About 6 years ago I met a new patient who was told on her 19th birthday that she was HIV infected. She had been in a relationship with a man 8 years older. Although he knew that he was HIV positive, she did not. He had been thoroughly counselled and knew all about HIV transmission.
The patient fell in love with this man. He did not disclose his status. They initially used condoms but after a while he began to cajole her, saying that condoms were unnecessary and that he had no infections, specifically HIV. He lied to her, exploited her affection for him, reassured her and charmed her. She agreed not to use condoms and he infected her.
The patient was devastated and felt that he should be stopped from infecting others in the same fashion. She called the police and public health authorities, but neither responded. About a year later, by chance, she met another young woman who this man had tried to seduce without condoms, lying about his status. Lucky for her, the young woman refused. My patient was furious and again called the police and public health who took her complaints a lot more seriously. The man was charged, his photo splashed in the media to warn other possible victims (and to ensure that they get tested) and he pled guilty. He was sentenced to 4.5 years in jail.
The man’s behaviour satisfied the criteria for prosecution set down by even the most ardent opponents of the use of criminal law in HIV-transmission cases. Edwin Cameron, an HIV-positive Justice of the Supreme Court of Appeal in South Africa wrote: “The use of criminal law to address HIV infection is inappropriate except in rare cases in which a person acts with conscious intent to transmit HIV and does so.” 1 UNAIDS states that it “... urges governments to limit criminalization to cases of intentional transmission i.e. where a person knows his or her HIV positive status, acts with the intention to transmit HIV, and does in fact transmit it.” 2 The man who infected my patient and tried to infect another woman acted deliberately and maliciously and should be held accountable by the state for his conduct.
Some argue that criminal prosecution will dissuade persons from being tested for HIV and therefore promote HIV transmission by these persons who do not know their status. 3 Such speculation is unsupported by a single published study. No informed and reasonable person would decline HIV testing, thus placing themselves at risk of grave illness and death, just because of the publicized prosecution of some HIV-infected individuals accused of unlawfully transmitting the disease to others. It is not one’s HIV infection itself that is the subject of prosecution, it is the intentional or reckless transmission of HIV to others.
Spokespersons for AIDS organizations, anxious about the stigma arising from criminal prosecutions, properly object to including HIV-specific provisions in Canada’s Criminal Code. However, protecting HIV-positive persons from any criminal consequence of egregious behaviour can only add to such stigma since HIV-infected persons would then be treated differently than anybody else who deliberately hurts others. HIV infection in and of itself should not automatically exempt those who purposefully or recklessly infect others from the full application of criminal law.

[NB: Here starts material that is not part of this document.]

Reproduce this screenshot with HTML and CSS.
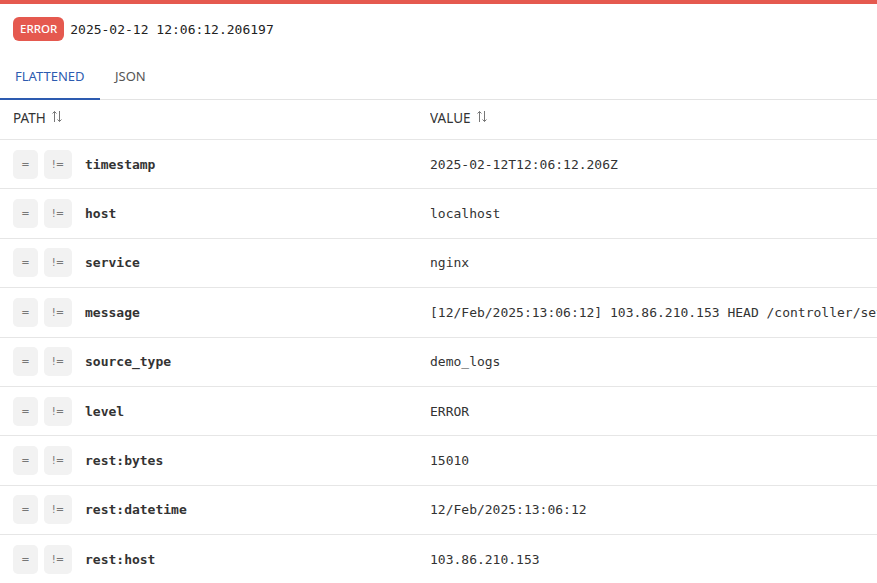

The absence of standard prosecutorial criteria for triggering criminal charges in cases of HIV transmission has fed the solipsistic opposition to the appropriate application of criminal law. UNAIDS opposes the prosecution of those who do not know their HIV status. But what about persons at high risk, who have been told that they exhibit the classic physical signs of HIV infection and have been counselled on transmission and prevention? Such persons should not be excused from criminal liability for non-disclosure and deliberate infection of others simply because they have declined HIV testing. Still, it would be outrageous to apply criminal law in the case of an HIV-infected woman about to be raped, for her failure to disclose. Similarly, criminal prosecution would be inappropriate in the more common situation of an HIV-infected woman who risks harm or being killed if she discloses to her male partner. It is time to establish the reasonable threshold of HIV transmission behaviour that should justifiably lead to criminal prosecution.
An HIV-infected colleague familiar with my views, recently chastised me for being dismissive of the “complex realities within which” people with HIV lead their lives. That reality also includes the patient who received an HIV diagnosis on her 19th birthday.